Request:
Say how many lines in the data below contain the word "this", and give no other text.

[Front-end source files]
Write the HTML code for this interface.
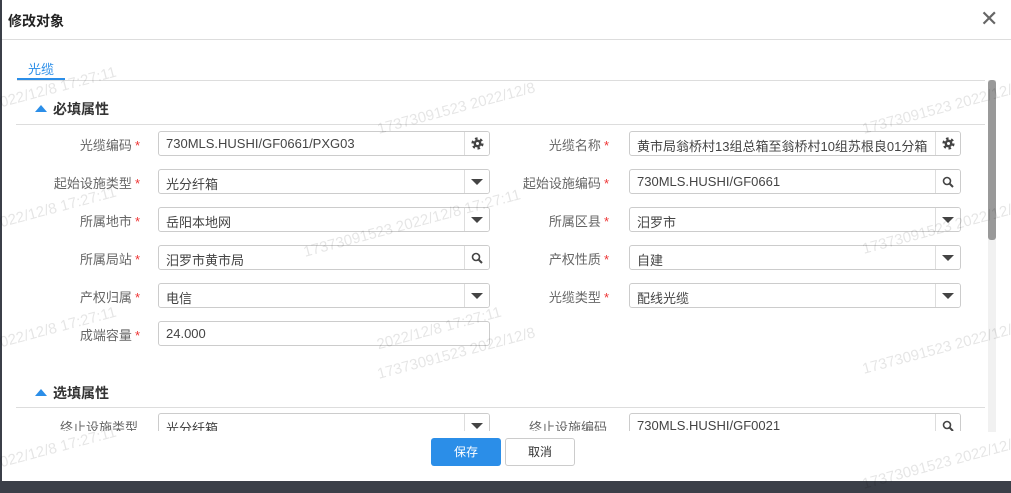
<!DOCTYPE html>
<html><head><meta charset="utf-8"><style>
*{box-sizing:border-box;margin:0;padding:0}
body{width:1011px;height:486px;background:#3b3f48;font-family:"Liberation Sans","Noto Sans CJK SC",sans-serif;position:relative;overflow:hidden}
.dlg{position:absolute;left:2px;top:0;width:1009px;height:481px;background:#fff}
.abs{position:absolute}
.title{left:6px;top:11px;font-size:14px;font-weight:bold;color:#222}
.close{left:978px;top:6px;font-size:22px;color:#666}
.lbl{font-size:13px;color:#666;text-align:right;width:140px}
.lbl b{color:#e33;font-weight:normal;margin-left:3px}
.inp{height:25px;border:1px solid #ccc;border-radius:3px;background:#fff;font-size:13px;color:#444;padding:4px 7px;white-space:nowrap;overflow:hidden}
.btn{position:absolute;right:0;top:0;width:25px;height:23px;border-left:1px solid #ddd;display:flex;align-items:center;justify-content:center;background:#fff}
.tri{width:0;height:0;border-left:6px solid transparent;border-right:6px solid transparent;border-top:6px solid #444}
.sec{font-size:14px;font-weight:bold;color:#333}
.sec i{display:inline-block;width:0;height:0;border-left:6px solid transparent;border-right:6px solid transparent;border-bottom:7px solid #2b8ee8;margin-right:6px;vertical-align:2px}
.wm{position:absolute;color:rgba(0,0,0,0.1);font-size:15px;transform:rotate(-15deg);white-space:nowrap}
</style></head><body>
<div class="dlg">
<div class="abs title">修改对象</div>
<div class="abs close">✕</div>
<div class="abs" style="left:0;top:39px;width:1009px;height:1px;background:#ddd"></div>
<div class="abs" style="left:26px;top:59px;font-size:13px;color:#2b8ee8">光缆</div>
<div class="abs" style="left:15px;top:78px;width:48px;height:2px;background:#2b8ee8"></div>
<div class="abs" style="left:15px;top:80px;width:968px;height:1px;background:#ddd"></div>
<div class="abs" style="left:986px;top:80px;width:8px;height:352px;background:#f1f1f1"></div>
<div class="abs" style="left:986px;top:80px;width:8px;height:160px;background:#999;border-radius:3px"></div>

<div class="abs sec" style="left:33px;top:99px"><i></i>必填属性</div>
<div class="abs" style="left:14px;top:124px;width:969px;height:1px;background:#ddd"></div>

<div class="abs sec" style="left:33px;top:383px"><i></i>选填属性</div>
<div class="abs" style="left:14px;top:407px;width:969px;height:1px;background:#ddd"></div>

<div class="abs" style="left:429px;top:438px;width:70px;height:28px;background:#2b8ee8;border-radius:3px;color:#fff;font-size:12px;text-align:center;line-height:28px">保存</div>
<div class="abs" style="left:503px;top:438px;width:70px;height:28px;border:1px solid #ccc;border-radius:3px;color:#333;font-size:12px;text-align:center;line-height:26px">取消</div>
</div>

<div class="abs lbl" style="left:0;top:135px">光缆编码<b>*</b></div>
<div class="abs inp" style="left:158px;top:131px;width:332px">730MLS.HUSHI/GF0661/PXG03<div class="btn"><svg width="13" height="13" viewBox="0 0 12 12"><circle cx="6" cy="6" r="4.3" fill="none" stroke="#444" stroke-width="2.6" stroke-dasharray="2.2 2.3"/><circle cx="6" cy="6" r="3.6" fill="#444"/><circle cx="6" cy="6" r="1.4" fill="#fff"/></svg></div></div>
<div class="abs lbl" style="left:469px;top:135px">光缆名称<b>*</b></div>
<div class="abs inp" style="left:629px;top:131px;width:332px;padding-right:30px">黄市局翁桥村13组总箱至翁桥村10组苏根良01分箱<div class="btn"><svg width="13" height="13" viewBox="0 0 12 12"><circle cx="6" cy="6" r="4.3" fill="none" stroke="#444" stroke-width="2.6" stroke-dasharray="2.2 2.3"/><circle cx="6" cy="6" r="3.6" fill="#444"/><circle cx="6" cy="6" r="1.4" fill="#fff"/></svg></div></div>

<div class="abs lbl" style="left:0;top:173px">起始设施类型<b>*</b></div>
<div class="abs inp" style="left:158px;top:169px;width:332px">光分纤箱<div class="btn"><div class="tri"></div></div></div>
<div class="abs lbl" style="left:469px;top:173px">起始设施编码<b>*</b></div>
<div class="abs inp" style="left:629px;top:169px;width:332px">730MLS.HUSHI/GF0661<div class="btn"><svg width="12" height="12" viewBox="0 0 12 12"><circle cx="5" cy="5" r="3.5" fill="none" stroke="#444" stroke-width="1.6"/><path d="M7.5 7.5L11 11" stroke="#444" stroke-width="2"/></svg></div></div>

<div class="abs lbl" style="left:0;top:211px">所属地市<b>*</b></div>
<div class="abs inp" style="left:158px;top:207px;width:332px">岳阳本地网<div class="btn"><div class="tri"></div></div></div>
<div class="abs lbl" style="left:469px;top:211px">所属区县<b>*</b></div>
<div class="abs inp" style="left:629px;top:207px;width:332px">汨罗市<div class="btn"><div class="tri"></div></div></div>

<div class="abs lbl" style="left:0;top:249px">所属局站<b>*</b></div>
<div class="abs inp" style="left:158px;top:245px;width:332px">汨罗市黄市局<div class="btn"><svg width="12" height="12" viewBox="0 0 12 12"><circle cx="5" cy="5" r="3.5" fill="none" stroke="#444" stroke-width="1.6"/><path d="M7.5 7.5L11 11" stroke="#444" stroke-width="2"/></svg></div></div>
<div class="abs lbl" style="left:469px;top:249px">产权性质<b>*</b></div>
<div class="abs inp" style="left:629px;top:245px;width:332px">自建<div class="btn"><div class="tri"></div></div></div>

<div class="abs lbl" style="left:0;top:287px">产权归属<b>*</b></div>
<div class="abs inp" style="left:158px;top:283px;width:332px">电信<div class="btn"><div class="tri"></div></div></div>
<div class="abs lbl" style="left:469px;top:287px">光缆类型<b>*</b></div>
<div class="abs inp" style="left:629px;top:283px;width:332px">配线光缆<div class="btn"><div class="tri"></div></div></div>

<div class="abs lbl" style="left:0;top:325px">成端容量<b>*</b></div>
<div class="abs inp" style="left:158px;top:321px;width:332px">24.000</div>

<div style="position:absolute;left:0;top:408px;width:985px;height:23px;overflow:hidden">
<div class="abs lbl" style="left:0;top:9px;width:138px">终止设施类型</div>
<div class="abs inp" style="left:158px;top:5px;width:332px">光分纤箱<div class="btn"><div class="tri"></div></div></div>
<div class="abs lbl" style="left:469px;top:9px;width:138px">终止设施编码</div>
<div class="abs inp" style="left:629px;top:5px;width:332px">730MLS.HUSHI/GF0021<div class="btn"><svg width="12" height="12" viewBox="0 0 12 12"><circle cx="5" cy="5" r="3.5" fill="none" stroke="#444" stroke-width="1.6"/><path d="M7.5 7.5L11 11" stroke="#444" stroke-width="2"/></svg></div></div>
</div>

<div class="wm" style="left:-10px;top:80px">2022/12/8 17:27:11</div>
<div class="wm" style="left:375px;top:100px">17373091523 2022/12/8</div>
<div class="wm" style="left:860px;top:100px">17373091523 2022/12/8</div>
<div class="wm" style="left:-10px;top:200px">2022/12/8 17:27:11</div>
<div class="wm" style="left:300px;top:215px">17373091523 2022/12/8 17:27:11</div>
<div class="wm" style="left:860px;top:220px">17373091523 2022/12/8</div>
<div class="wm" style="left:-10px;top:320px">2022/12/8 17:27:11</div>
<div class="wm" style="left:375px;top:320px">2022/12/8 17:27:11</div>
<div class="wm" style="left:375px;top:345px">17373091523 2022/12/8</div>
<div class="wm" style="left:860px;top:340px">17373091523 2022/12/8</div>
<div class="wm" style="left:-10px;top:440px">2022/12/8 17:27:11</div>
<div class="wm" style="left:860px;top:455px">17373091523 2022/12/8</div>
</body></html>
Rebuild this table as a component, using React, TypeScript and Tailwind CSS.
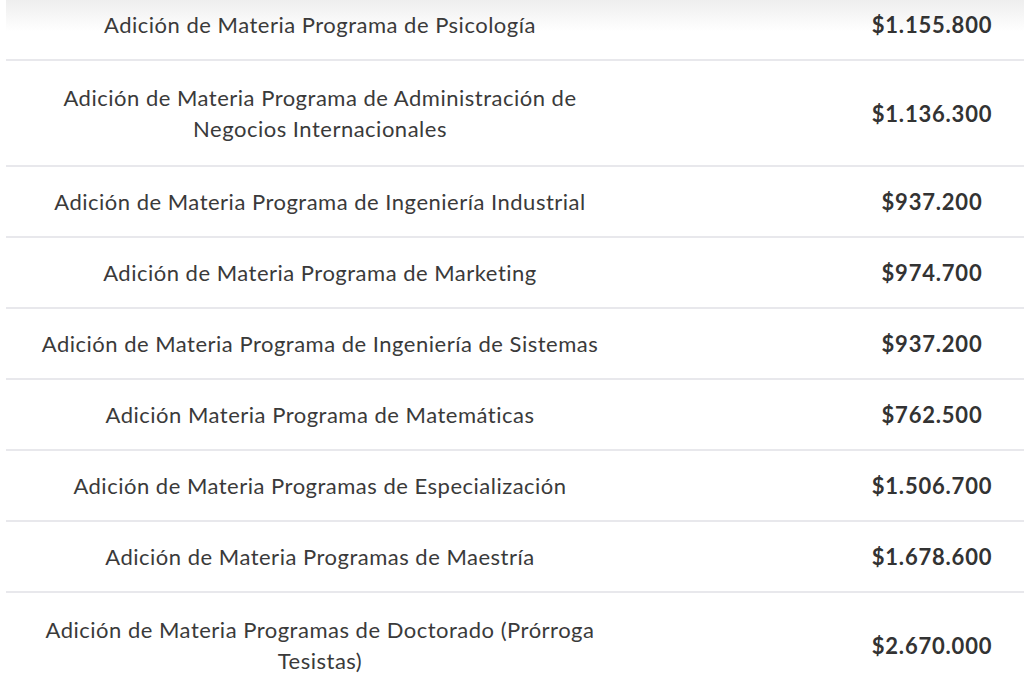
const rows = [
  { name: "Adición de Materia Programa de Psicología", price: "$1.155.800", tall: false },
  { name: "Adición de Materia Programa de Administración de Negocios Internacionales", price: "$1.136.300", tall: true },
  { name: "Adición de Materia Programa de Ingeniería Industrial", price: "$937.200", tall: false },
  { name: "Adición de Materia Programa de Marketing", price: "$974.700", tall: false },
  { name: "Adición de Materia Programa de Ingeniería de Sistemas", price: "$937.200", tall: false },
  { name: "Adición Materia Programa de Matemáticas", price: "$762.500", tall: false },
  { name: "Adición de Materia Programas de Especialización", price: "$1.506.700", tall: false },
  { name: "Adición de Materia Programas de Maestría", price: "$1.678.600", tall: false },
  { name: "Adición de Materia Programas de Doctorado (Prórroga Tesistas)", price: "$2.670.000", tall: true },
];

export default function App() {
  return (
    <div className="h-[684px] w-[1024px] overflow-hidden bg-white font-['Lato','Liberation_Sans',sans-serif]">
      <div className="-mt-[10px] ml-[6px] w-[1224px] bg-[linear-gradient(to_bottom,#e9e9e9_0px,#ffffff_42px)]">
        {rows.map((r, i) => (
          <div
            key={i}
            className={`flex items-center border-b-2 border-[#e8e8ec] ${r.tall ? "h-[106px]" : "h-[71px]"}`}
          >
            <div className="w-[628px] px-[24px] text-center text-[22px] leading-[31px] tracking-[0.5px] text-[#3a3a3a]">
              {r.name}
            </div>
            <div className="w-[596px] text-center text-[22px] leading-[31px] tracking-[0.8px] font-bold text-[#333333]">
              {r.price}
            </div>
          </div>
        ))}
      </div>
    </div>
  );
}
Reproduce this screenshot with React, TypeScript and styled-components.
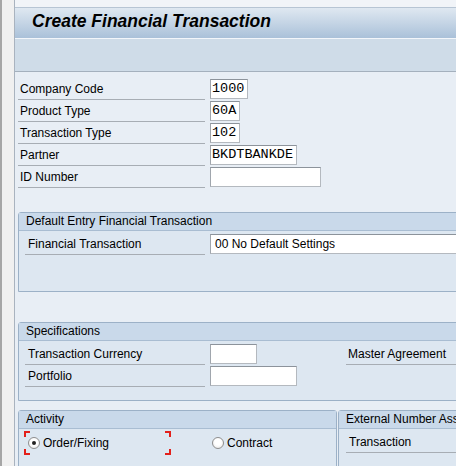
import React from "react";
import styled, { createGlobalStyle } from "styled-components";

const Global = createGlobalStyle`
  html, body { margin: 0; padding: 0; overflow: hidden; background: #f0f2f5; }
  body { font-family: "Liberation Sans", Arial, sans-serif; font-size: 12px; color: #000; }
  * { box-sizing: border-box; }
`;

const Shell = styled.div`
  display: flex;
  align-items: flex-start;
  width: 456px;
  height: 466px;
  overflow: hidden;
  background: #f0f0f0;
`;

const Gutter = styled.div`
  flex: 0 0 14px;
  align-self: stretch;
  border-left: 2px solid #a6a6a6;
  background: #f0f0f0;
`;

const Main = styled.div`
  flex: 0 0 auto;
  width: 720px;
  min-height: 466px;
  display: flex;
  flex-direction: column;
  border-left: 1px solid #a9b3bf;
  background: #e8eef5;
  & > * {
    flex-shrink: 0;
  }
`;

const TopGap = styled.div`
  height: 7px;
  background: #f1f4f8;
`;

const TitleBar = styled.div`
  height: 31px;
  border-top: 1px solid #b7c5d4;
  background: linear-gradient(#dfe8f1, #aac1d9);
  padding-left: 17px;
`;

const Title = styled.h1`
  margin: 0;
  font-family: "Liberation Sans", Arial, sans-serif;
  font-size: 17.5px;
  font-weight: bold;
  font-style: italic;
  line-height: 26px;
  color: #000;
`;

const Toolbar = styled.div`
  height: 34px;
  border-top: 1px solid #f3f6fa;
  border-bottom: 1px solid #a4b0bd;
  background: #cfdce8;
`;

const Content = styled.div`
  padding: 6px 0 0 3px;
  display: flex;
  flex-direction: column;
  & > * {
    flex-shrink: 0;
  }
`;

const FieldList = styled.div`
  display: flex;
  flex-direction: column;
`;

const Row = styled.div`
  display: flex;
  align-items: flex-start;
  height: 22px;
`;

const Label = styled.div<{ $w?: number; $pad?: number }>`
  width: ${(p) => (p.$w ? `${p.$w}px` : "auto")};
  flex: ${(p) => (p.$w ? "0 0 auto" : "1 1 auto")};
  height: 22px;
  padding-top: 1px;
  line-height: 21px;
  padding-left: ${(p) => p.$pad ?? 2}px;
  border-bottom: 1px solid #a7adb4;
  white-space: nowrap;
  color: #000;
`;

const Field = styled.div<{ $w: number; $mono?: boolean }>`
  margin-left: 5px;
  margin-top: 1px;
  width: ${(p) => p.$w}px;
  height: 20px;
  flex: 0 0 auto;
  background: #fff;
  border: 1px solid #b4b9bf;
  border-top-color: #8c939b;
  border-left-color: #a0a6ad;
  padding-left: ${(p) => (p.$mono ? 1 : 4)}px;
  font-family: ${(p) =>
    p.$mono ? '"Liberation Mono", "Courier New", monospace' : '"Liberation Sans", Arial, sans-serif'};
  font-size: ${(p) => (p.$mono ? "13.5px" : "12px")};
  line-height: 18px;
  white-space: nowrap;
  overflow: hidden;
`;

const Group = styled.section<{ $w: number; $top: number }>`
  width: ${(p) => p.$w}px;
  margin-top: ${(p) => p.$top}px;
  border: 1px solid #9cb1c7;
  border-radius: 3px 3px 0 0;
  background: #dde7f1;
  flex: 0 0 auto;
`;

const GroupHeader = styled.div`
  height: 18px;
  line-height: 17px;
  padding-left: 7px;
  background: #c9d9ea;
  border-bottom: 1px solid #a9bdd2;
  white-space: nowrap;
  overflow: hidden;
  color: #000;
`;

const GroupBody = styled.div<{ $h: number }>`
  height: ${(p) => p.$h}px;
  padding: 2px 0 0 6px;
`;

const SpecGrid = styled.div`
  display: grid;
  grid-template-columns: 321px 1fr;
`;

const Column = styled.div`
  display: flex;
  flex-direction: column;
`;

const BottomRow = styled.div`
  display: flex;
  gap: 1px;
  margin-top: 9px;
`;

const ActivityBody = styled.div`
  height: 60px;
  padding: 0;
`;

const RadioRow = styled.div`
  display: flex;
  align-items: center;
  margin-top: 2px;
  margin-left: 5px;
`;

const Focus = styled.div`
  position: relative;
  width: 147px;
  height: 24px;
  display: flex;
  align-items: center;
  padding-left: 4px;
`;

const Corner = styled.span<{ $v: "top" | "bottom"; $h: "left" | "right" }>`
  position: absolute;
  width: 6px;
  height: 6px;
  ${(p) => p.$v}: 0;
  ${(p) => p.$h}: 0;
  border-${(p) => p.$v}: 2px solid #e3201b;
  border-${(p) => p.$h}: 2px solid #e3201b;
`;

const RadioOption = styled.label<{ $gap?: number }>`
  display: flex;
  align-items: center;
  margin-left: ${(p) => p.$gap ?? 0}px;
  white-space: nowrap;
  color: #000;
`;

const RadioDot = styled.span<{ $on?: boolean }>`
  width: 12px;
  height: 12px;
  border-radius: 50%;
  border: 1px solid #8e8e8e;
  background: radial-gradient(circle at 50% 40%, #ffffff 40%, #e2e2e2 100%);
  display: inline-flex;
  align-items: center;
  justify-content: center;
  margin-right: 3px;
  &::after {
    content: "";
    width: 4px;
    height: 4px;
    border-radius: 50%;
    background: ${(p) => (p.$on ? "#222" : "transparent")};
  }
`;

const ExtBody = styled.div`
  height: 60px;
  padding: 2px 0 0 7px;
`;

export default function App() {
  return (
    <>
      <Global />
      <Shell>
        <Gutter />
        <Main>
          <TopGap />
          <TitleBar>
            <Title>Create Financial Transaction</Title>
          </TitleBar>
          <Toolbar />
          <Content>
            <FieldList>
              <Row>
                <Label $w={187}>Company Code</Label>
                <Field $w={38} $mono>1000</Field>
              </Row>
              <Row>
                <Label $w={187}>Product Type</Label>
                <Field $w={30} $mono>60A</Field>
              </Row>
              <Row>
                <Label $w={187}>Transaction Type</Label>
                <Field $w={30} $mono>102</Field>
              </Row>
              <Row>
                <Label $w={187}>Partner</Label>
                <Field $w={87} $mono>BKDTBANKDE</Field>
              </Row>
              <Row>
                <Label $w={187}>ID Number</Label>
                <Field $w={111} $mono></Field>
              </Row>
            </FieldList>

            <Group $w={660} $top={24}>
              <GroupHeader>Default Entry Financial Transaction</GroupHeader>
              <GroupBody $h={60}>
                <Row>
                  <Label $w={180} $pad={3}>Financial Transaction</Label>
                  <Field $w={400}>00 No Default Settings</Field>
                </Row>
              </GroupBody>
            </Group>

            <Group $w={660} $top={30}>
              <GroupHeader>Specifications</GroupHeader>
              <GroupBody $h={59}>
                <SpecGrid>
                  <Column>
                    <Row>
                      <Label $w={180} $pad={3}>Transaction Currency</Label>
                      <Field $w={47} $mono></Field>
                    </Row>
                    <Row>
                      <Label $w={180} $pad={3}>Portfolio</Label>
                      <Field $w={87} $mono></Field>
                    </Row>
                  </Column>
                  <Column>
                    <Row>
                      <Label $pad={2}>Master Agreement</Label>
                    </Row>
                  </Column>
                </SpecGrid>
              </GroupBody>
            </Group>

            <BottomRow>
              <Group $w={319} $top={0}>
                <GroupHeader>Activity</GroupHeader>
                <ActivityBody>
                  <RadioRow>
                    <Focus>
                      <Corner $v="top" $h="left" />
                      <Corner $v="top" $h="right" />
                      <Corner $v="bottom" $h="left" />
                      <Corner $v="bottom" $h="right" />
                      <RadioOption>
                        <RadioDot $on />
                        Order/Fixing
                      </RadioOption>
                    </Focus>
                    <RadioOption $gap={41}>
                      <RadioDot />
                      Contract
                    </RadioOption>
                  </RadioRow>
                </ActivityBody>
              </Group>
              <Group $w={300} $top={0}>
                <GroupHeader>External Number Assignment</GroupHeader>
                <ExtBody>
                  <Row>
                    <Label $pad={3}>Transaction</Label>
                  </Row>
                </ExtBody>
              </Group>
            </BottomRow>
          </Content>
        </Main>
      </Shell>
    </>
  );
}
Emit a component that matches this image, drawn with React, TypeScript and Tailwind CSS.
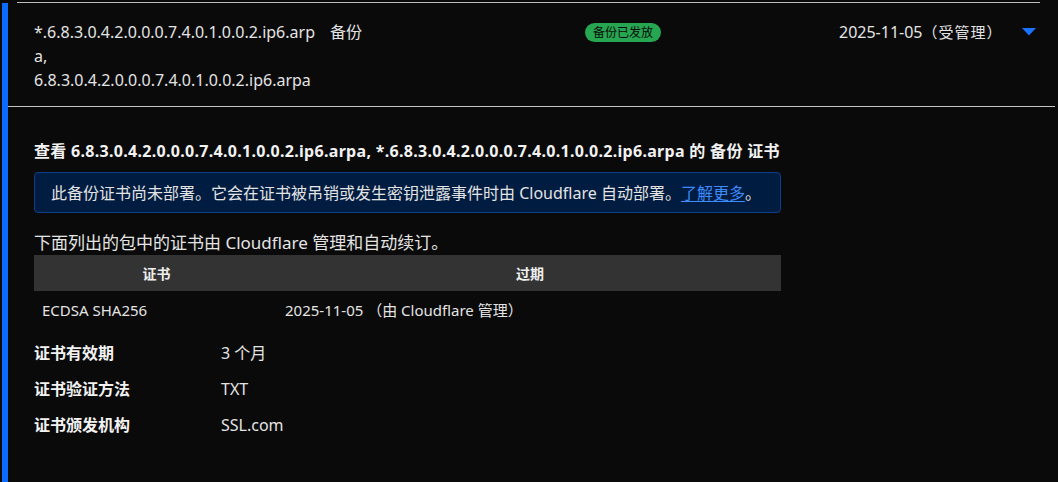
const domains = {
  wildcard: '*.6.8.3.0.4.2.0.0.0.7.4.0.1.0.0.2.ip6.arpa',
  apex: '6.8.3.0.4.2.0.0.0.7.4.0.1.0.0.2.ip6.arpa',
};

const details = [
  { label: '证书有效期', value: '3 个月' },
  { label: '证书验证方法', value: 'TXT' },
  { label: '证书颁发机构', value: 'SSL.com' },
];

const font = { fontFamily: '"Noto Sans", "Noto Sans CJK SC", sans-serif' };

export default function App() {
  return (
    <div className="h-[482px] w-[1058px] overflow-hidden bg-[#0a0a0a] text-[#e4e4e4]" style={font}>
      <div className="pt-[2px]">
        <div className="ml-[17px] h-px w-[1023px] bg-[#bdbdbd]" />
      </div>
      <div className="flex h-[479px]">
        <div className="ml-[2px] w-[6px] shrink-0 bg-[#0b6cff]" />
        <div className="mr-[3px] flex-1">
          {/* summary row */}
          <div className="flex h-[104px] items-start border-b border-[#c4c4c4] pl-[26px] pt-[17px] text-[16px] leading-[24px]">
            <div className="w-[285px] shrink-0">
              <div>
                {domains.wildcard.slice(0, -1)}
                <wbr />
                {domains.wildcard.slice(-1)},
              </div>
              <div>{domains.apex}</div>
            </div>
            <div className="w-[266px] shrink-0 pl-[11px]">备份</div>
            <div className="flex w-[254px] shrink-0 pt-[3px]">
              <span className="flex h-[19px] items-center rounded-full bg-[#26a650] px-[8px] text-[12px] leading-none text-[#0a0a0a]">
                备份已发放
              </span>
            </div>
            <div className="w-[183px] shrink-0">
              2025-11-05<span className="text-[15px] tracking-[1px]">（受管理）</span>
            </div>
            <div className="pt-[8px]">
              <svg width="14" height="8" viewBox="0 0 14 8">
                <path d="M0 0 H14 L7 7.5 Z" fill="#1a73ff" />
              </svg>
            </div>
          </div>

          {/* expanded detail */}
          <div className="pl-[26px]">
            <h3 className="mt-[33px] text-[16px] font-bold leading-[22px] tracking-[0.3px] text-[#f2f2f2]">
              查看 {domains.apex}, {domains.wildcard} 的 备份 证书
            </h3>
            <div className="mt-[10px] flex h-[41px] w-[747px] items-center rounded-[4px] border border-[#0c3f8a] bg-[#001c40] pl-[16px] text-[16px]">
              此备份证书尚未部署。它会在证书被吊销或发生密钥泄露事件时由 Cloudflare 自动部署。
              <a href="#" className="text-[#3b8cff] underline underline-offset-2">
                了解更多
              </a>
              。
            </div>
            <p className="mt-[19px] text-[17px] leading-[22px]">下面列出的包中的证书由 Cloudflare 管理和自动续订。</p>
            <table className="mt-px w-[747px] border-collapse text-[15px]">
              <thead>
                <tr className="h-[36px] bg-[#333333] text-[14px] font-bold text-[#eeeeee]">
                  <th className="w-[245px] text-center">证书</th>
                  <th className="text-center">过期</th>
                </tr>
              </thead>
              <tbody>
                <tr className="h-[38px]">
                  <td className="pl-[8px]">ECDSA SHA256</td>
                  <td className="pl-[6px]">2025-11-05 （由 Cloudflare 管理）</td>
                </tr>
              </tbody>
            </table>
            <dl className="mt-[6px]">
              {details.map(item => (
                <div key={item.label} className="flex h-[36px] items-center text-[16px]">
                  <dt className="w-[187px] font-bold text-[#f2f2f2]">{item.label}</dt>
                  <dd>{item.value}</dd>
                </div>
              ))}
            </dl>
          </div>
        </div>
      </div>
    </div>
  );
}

Response:
4